> **Task requirements**
Only lines with the word "page" are needed; collect each of them from the listing below.

> **Provided material**

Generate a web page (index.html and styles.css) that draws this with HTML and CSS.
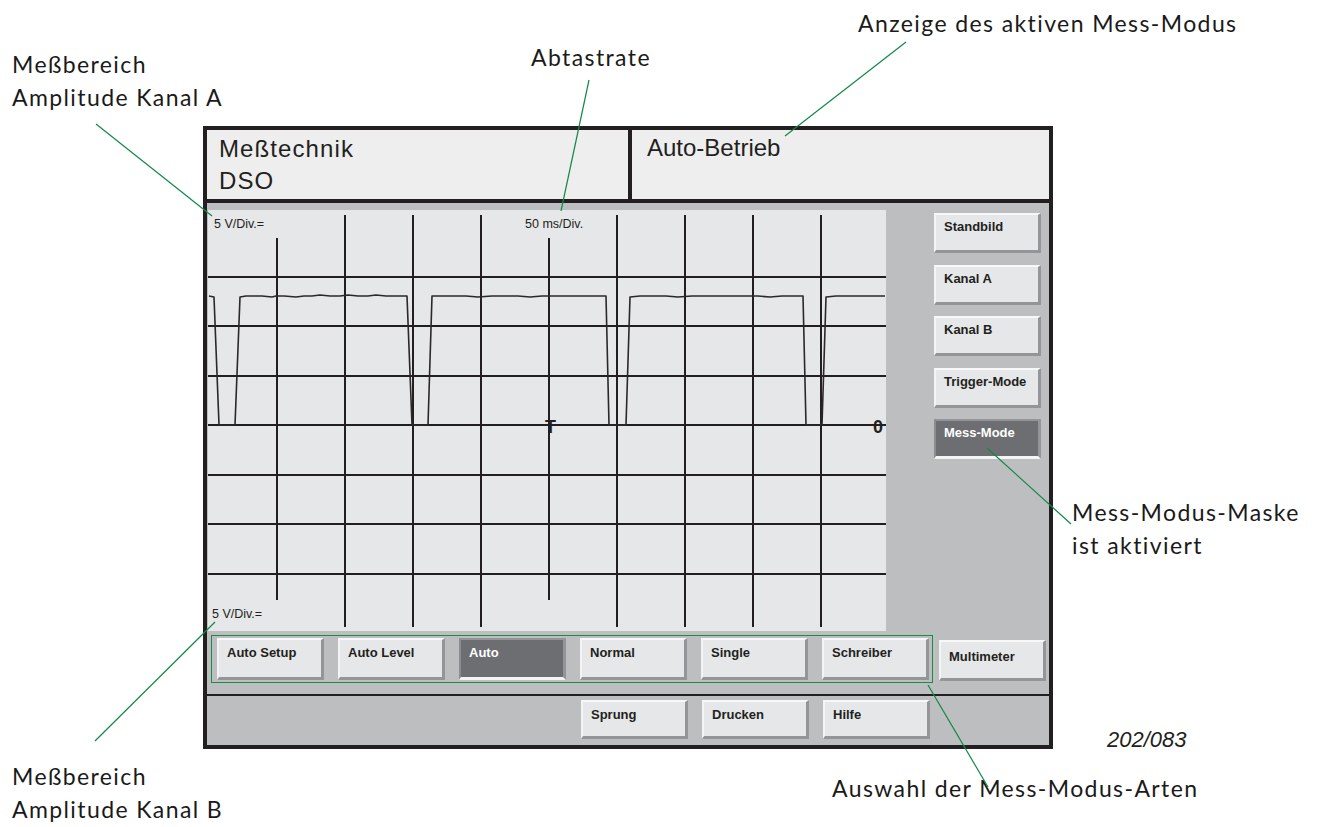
FILE: index.html
```html
<!DOCTYPE html>
<html lang="de">
<head>
<meta charset="utf-8">
<title>Meßtechnik DSO</title>
<link rel="stylesheet" href="styles.css">
</head>
<body>
<div class="page">
  <div class="device">
    <header class="head">
      <div class="head-left">
        <div class="title">Meßtechnik</div>
        <div class="title">DSO</div>
      </div>
      <div class="head-right">
        <div class="mode">Auto-Betrieb</div>
      </div>
    </header>
    <main class="body">
      <div class="upper">
        <div class="scope">
          <svg class="scope-svg" width="678" height="421" viewBox="0 0 678 421">
            <g class="grid">
              <line x1="69" y1="28" x2="69" y2="390"/>
              <line x1="137" y1="5" x2="137" y2="417"/>
              <line x1="205" y1="5" x2="205" y2="417"/>
              <line x1="273" y1="5" x2="273" y2="417"/>
              <line x1="341" y1="28" x2="341" y2="390"/>
              <line x1="409" y1="5" x2="409" y2="417"/>
              <line x1="477" y1="5" x2="477" y2="417"/>
              <line x1="545" y1="5" x2="545" y2="417"/>
              <line x1="613" y1="5" x2="613" y2="417"/>
              <line x1="0" y1="67" x2="678" y2="67"/>
              <line x1="0" y1="116" x2="678" y2="116"/>
              <line x1="0" y1="166" x2="678" y2="166"/>
              <line x1="0" y1="215" x2="678" y2="215"/>
              <line x1="0" y1="265" x2="678" y2="265"/>
              <line x1="0" y1="314" x2="678" y2="314"/>
              <line x1="0" y1="364" x2="678" y2="364"/>
            </g>
            <polyline class="wave" points="1,86 6,87 11,215 27,215 32,87 38,86 46,86 54,86 64,87 68,86 76,86 88,87 96,86 104,86 112,85 122,86 132,86 140,85 150,86 160,86 168,85 178,86 188,86 199,86 204,215 220,215 224,86 234,86 246,86 258,86 270,87 284,86 296,86 310,86 322,87 334,86 348,86 360,86 372,86 386,86 398,86 401,215 418,215 422,87 432,86 446,86 458,86 470,87 484,86 498,86 510,86 522,86 536,86 550,86 562,87 574,86 586,86 595,86 598,215 614,215 618,87 628,86 640,86 656,86 668,86 677,86"/>
            <text class="lbl" x="6" y="18">5 V/Div.=</text>
            <text class="lbl" x="317" y="18">50 ms/Div.</text>
            <text class="lbl" x="4" y="408">5 V/Div.=</text>
            <text class="mark" x="337" y="223">T</text>
            <text class="mark" x="665" y="223">0</text>
          </svg>
        </div>
        <div class="side">
          <div class="btn side-btn">Standbild</div>
          <div class="btn side-btn">Kanal A</div>
          <div class="btn side-btn">Kanal B</div>
          <div class="btn side-btn">Trigger-Mode</div>
          <div class="btn side-btn on">Mess-Mode</div>
        </div>
      </div>
      <div class="lower">
        <div class="group">
          <div class="btn row-btn">Auto Setup</div>
          <div class="btn row-btn">Auto Level</div>
          <div class="btn row-btn on">Auto</div>
          <div class="btn row-btn">Normal</div>
          <div class="btn row-btn">Single</div>
          <div class="btn row-btn">Schreiber</div>
        </div>
        <div class="btn multi-btn">Multimeter</div>
      </div>
    </main>
    <footer class="foot">
      <div class="btn foot-btn">Sprung</div>
      <div class="btn foot-btn">Drucken</div>
      <div class="btn foot-btn">Hilfe</div>
    </footer>
  </div>

  <div class="note note-a">Meßbereich<br>Amplitude Kanal A</div>
  <div class="note note-rate">Abtastrate</div>
  <div class="note note-mode">Anzeige des aktiven Mess-Modus</div>
  <div class="note note-mask">Mess-Modus-Maske<br>ist aktiviert</div>
  <div class="note note-b">Meßbereich<br>Amplitude Kanal B</div>
  <div class="note note-sel">Auswahl der Mess-Modus-Arten</div>
  <div class="figno">202/083</div>

  <svg class="leaders" width="1319" height="827" viewBox="0 0 1319 827">
    <line x1="96" y1="124" x2="212" y2="216"/>
    <line x1="589" y1="80" x2="561" y2="211"/>
    <line x1="906" y1="42" x2="785" y2="136"/>
    <line x1="987" y1="448" x2="1071" y2="524"/>
    <line x1="215" y1="622" x2="95" y2="741"/>
    <line x1="928" y1="685" x2="988" y2="787"/>
  </svg>
</div>
</body>
</html>
```
FILE: styles.css
```css
html, body {
  margin: 0;
  padding: 0;
  background: #ffffff;
}

.page {
  position: relative;
  width: 1319px;
  height: 827px;
  overflow: hidden;
  box-sizing: border-box;
  padding: 126px 0 0 203px;
  font-family: "Liberation Sans", Arial, sans-serif;
  color: #231f20;
}

.device {
  width: 850px;
  height: 623px;
  box-sizing: border-box;
  border: 4px solid #231f20;
  display: flex;
  flex-direction: column;
  background: #bcbec0;
}

/* header */
.head {
  height: 73px;
  box-sizing: border-box;
  border-bottom: 4px solid #231f20;
  display: flex;
  background: #eeeeef;
}

.head-left {
  width: 425px;
  box-sizing: border-box;
  border-right: 4px solid #231f20;
  padding: 3px 0 0 12px;
}

.title {
  font-size: 24px;
  line-height: 32px;
  letter-spacing: 1.1px;
  color: #231f20;
}

.head-right {
  flex: 1;
  padding: 2px 0 0 15px;
}

.mode {
  font-size: 24px;
  line-height: 32px;
  color: #231f20;
}

/* body */
.body {
  height: 491px;
  box-sizing: border-box;
  padding: 7px 0 0 1px;
  background: #bcbec0;
}

.upper {
  display: flex;
  height: 421px;
}

.scope {
  width: 678px;
  height: 421px;
  background: #e6e7e8;
  flex: none;
}

.scope-svg {
  display: block;
}

.grid line {
  stroke: #231f20;
  stroke-width: 2;
}

.wave {
  fill: none;
  stroke: #2b2829;
  stroke-width: 1.6;
  stroke-linejoin: round;
}

.lbl {
  font-family: "Liberation Sans", Arial, sans-serif;
  font-size: 12.5px;
  fill: #231f20;
}

.mark {
  font-family: "Liberation Sans", Arial, sans-serif;
  font-size: 18px;
  font-weight: bold;
  fill: #231f20;
}

.side {
  margin-left: 48px;
  padding-top: 3px;
  display: flex;
  flex-direction: column;
  gap: 11.5px;
}

/* buttons */
.btn {
  box-sizing: border-box;
  width: 107px;
  background: #e6e7e8;
  border-style: solid;
  border-width: 2px 3px 3px 2px;
  border-color: #f8f8f8 #939598 #939598 #f4f4f4;
  font-size: 13px;
  font-weight: bold;
  line-height: 15px;
  color: #231f20;
  padding: 5px 0 0 8px;
  white-space: nowrap;
  flex: none;
}

.btn.on {
  background: #6d6e71;
  color: #ffffff;
  border-color: #939598 #939598 #f4f4f4 #8a8c8f;
}

.side-btn {
  height: 40px;
  padding-top: 4px;
}

.lower {
  display: flex;
  align-items: flex-start;
  margin: 4px 0 0 3px;
}

.group {
  display: flex;
  gap: 14px;
  border: 1px solid #1a8c45;
  padding: 2px 3px 2px 5px;
}

.row-btn {
  height: 42px;
}

.multi-btn {
  height: 41px;
  margin: 5px 0 0 6px;
  padding-top: 7px;
}

/* footer */
.foot {
  height: 51px;
  box-sizing: border-box;
  border-top: 2px solid #231f20;
  padding: 4px 0 0 374px;
  display: flex;
  gap: 14px;
  background: #bcbec0;
}

.foot-btn {
  height: 39px;
}

/* annotations */
.note {
  position: absolute;
  font-family: Lato, "DejaVu Sans", sans-serif;
  font-size: 23px;
  line-height: 33px;
  letter-spacing: 1.4px;
  color: #1a1a1a;
  white-space: nowrap;
}

.note-a { left: 12px; top: 48px; }
.note-rate { left: 531px; top: 41px; }
.note-mode { left: 858px; top: 7px; }
.note-mask { left: 1072px; top: 496px; }
.note-b { left: 12px; top: 760px; }
.note-sel { left: 832px; top: 772px; }

.figno {
  position: absolute;
  left: 1107px;
  top: 728px;
  font-family: "Liberation Sans", Arial, sans-serif;
  font-style: italic;
  font-size: 22px;
  line-height: 24px;
  color: #231f20;
}

.leaders {
  position: absolute;
  left: 0;
  top: 0;
  pointer-events: none;
}

.leaders line {
  stroke: #12884a;
  stroke-width: 1.2;
}
```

> **Solution for this exercise**
Generate a web page (index.html and styles.css) that draws this with HTML and CSS.
<div class="page">
.page {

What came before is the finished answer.